SAHA İstanbul Genel Sekreteri İlhami Keleş’in açıklamaları şu şekilde;
‘’KIZILELMA YAKIN GELECEKTE BÜTÜN ÜLKELERİN TAARRUZİ HAVA GÜÇLERİNİN EN AZ YÜZDE 65’İNİ İŞGAL EDECEK BİR KONSEPTTİR’’
Türkiye hızlı bir ivme ile yeteneklerini geliştirdi. Ürün geliştirme ciddi bir ekosistem gerektiriyor. Tecrübe birikimleri, Nohall geliştirme ve argo süreçleri, ciddi bir mali potansiyel ve tabana yayılmış bir teknolojik, endüstriyel ekosistem ve mühendislik altyapısı gerektiriyor. İsrail’in tank millileştirme sürecindeki tıkanıklar nedeniyle devlet bu konuda bir irade ortaya koydu. Önceden ‘Ne iyi ettiler de F-25’leri vermediler’ demiştim. O yargının ne kadar doğru olduğunu şimdi görüyoruz.
‘’KIZILELMA’YI ENVANTERİMİZE ALMAYA BAŞLADIĞIMIZ ZAMAN OLAYIN RENGİ ÇOK DEĞİŞECEK’’

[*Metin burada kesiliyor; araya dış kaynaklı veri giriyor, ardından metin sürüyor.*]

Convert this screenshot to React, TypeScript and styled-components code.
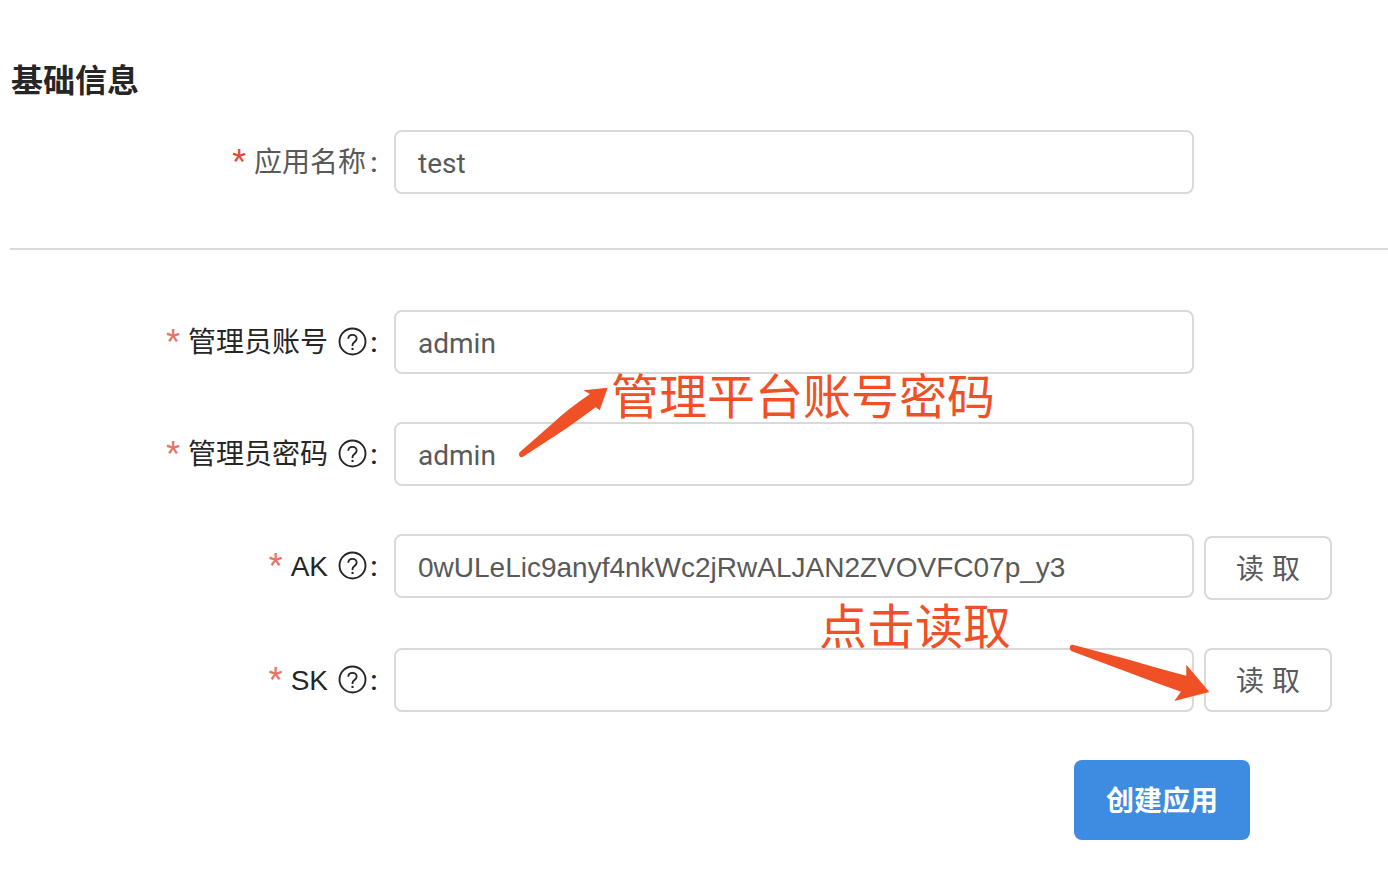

Kızılelma yakın gelecekte bütün ülkelerin taarruz hava güçlerinin en az yüzde 65’ini işgal edecek bir konsepttir. İnsan faktörü olmadığı zaman fırlatma koltuğu, iklimlendirme, pilot eğitimi ihtiyacınız da olmuyor. İnsansız taarruz jeti kaybettiğiniz zaman sadece maddi bir kayıp yaşanıyor. Bugün Hava Kuvvetleri’nin en büyük sorunu pilot yetiştirmektir. Geleceğin Türk ordusunda insan unsuru tamamen devreden çıkmıyor ancak artık insanı riske sokmuyorsun. O uçağın mali yüküne razıysanız en tehlikeli manevrayı yaptırabilirsiniz. Düşmanın kalbine bile saplayabilirsiniz. Türk milleti açısından teknolojinin ‘Kızılelma’sı oldu. Kızılelma’yı envanterimize almaya başladığımız zaman, müttefik ülkelerin kullanımına sunduğumuz zaman olayın rengi çok değişecek. Bugün Bayraktar TB-‘’lerin sembol bir güç haline gelmesi bu alan ilgiyi artırdı.
‘’TÜRKİYE’NİN SAVUNMA SANAYİİ İLE BİRLİKTE ENDÜSTRİSİ, MÜHENDİSLİK ALTYAPISI GELİŞİYOR’’
Türk savunma sanayiini aşağılayan bir bakış var. Psikolojik bir harp uygulanıyor. Olay iki üç tane SİHA markası olayı değil. Bayraktar TB-2’den TB-3’e geçiliyor. Akıncı’ya geçildi. Şimdi Kızılelma’ya geçiliyor. İş burada da kalmadı; su üstü ve altı deniz sistemlerine geçiliyor. İnsanlar bizim İDA’larımızı, deniz sistemlerimizi merak etmeye başladı. Buradaki performans oraya taşınıyor. Sadece savunma sanayii olarak görmek yanlış olur. 816 firmamız var, 30-40 firmanın süreçleri devam ediyor. Bu firmaları ciroları total olarak yüzde 15-20 civarında. Geri kalan sivil sektöre çalışıyor. Türkiye’nin savunma sanayii ile birlikte endüstrisi, mühendislik altyapısı gelişiyor. Savunma sanayii firması olan ASELSAN, MR cihazı da üretiyor.
TÜRKİYE'NİN UZAY ALANINDAKİ GELİŞMELERİ
ASELSAN uzay sektörüne de girmeye başladı. İddialı hedefler koyar hale geldi. Uzayın yakın yörüngesine çıkıldıktan sonra, oradan aya ateşleyecek motoru yaptık. Testleri de Sinop’da tamamlandı.
‘’BOEİNG, 100 YILDIR UÇAK YAPIYOR ANCAK BAYKAR’IN TB-2’LERİ KONUŞULUYOR’’
Fransa’nın 35-40 yılda katettiği yolu biz 7 yılda katettik. Boeing 100 yıldır uçak yapıyor, ancak Baykar’ın TB-2’leri konuşuluyor. Önümüzdeki dönemde Türk Uzay Kuvvetleri olmak zorunda. Uzayda askeri olarak da var olmalıyız. Uzayda çatışma olmadığı için bunu hissedemiyoruz ama simülasyonları yapılıyor. İş uzaya sirayet edecek e o günlere bugünden hazırlık yapmalıyız. Milli uydu İMECE, Türkiye’nin kilometre taşıdır. İMECE’yi fırlatıp başarıyla evreye alındığında Türkiye uydu sektöründe bir ülke haline geliyor.